[i]”…but man he made to serve him, wittily, in the tangle of His mind.”
Robert Bolt, A Man for all Seasons [/i]
There is scientific evidence that objects on the mesoscopic scale (meaning sizes ranging from a few nanometers to a tenth of a micron) tend to be self-organizing when arranged in groups of two to three orders of magnitude. Inanimate particles begin to organize themselves into patterns that seem to respond to their surroundings in ways similar to life forms.
The driving force behind this tendency toward self-organization appears to be a combination of phenomena that scientists term “frustration” and “funneling.”

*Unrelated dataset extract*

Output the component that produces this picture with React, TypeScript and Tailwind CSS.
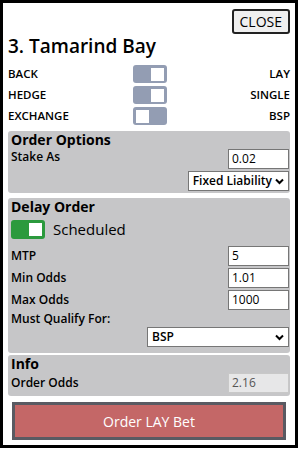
import React from "react";

function Toggle({ on, green }: { on: boolean; green?: boolean }) {
  return (
    <div
      className={`flex items-center rounded-[3px] px-[3px] ${
        green ? "h-[19px] w-[34px] bg-[#2b9a3d]" : "h-[18px] w-[34px] bg-[#939db3]"
      } ${on ? "justify-end" : "justify-start"}`}
    >
      <div className="h-[13px] w-[13px] bg-white" />
    </div>
  );
}

function Field({ value, disabled }: { value: string; disabled?: boolean }) {
  return (
    <div
      className={`flex h-[20px] w-[61px] items-center border px-[3px] text-[12px] ${
        disabled
          ? "border-[#c8c8c8] bg-[#e7e7e8] text-[#555]"
          : "border-[#767676] bg-white text-black"
      }`}
    >
      {value}
    </div>
  );
}

function Chevron() {
  return (
    <svg width="9" height="7" viewBox="0 0 9 7" className="shrink-0">
      <path d="M1 1.5 L4.5 5 L8 1.5" fill="none" stroke="black" strokeWidth="2" />
    </svg>
  );
}

const modes = [
  { left: "BACK", right: "LAY", on: true },
  { left: "HEDGE", right: "SINGLE", on: true },
  { left: "EXCHANGE", right: "BSP", on: false },
];

export default function App() {
  return (
    <div className="h-[450px] w-[300px] bg-white font-['Open_Sans',sans-serif] text-black">
      <div className="flex h-[448px] w-[298px] flex-col border-[3px] border-black px-[5px] pt-[6px]">
        <div className="flex justify-end">
          <button className="h-[25px] rounded-[3px] border-2 border-[#222] bg-[#efefef] px-[6px] text-[14px] leading-none">
            CLOSE
          </button>
        </div>
        <h1 className="text-[19px] font-semibold leading-[24px]">3. Tamarind Bay</h1>

        <div className="mt-[7px] flex flex-col gap-[3px]">
          {modes.map((m) => (
            <div key={m.left} className="grid grid-cols-[125px_1fr] items-center text-[11.5px] font-semibold">
              <span>{m.left}</span>
              <div className="flex items-center justify-between">
                <Toggle on={m.on} />
                <span>{m.right}</span>
              </div>
            </div>
          ))}
        </div>

        <section className="mt-[6px] rounded-[3px] bg-[#c6c6c8] pb-[2px] pl-[3px] pr-[1px] pt-[1px]">
          <h2 className="text-[14px] font-bold leading-[16px]">Order Options</h2>
          <div className="mt-[1px] flex items-start justify-between">
            <span className="text-[12px] font-semibold leading-[16px]">Stake As</span>
            <Field value="0.02" />
          </div>
          <div className="mt-[2px] flex justify-end">
            <div className="flex h-[20px] items-center gap-[3px] border border-[#767676] bg-white px-[4px] text-[12px] font-semibold">
              Fixed Liability
              <Chevron />
            </div>
          </div>
        </section>

        <section className="mt-[5px] rounded-[3px] bg-[#c6c6c8] pb-[6px] pl-[3px] pr-[1px] pt-[1px]">
          <h2 className="text-[14px] font-bold leading-[16px]">Delay Order</h2>
          <div className="mt-[5px] flex items-center gap-[8px]">
            <Toggle on green />
            <span className="text-[15px] leading-[19px]">Scheduled</span>
          </div>
          <div className="mt-[7px] flex flex-col gap-[2px]">
            {[
              ["MTP", "5"],
              ["Min Odds", "1.01"],
              ["Max Odds", "1000"],
            ].map(([l, v]) => (
              <div key={l} className="flex items-center justify-between">
                <span className="text-[12px] font-semibold">{l}</span>
                <Field value={v} />
              </div>
            ))}
          </div>
          <div className="mt-[1px] text-[12px] font-semibold leading-[16px]">Must Qualify For:</div>
          <div className="flex justify-end">
            <div className="flex h-[20px] w-[142px] items-center justify-between border border-[#767676] bg-white px-[4px] text-[12px] font-semibold">
              BSP
              <Chevron />
            </div>
          </div>
        </section>

        <section className="mt-[2px] rounded-[3px] bg-[#c6c6c8] pb-[3px] pl-[3px] pr-[1px] pt-[1px]">
          <h2 className="text-[14px] font-bold leading-[16px]">Info</h2>
          <div className="mt-[1px] flex items-center justify-between">
            <span className="text-[12px] font-semibold">Order Odds</span>
            <Field value="2.16" disabled />
          </div>
        </section>

        <button className="mx-[4px] mt-[6px] h-[38px] shrink-0 border-[3px] border-[#5a5a62] bg-[#c46767] text-[14px] text-white">
          Order LAY Bet
        </button>
      </div>
    </div>
  );
}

Frustration arises when systems contain components that compete against each other in two or more different ways, often with simultaneous attraction and repulsion. Such competition can force aggregates of matter into patterns that develop in unstable ways, and which, under the right conditions, suddenly materialize into a stable, low-energy state with new properties. The random competing processes of the frustration principle forces the system into the lowest energy state, much like a funnel directs water downward through its spout, which accounts for the term “funneling.”
An example of self-organizing, multiple-competing systems is a phospholipid cluster, which, in water solution, arranges itself into two layers, with the water soluble tails directed outward and the fat soluble heads directed inward. We call these clusters detergents.
Another example is an experiment for the reader to try. Dump a bunch of #7-1/2 or #8 steel bird shot in a single layer in a petri dish and place the dish on a rotating magnetic stirrer. Record what happens, then report the results on this forum.
You may be asking yourself what in the world does all this have to do with a literary web site.
It turns out that it may be possible to design an entirely artificial system that exhibits the adaptive behavior of living things. In fact, we may have already done so! The organizing principles that give matter emergent properties may not be limited to physical matter. They may apply to any complex and random system that emulates the mesoscopic environment.
The most enormously complex, most random, richest – and fastest growing – environment ever devised by man is right in front of us – the Web.
We can only conclude what we already know: Burning Word is coming alive!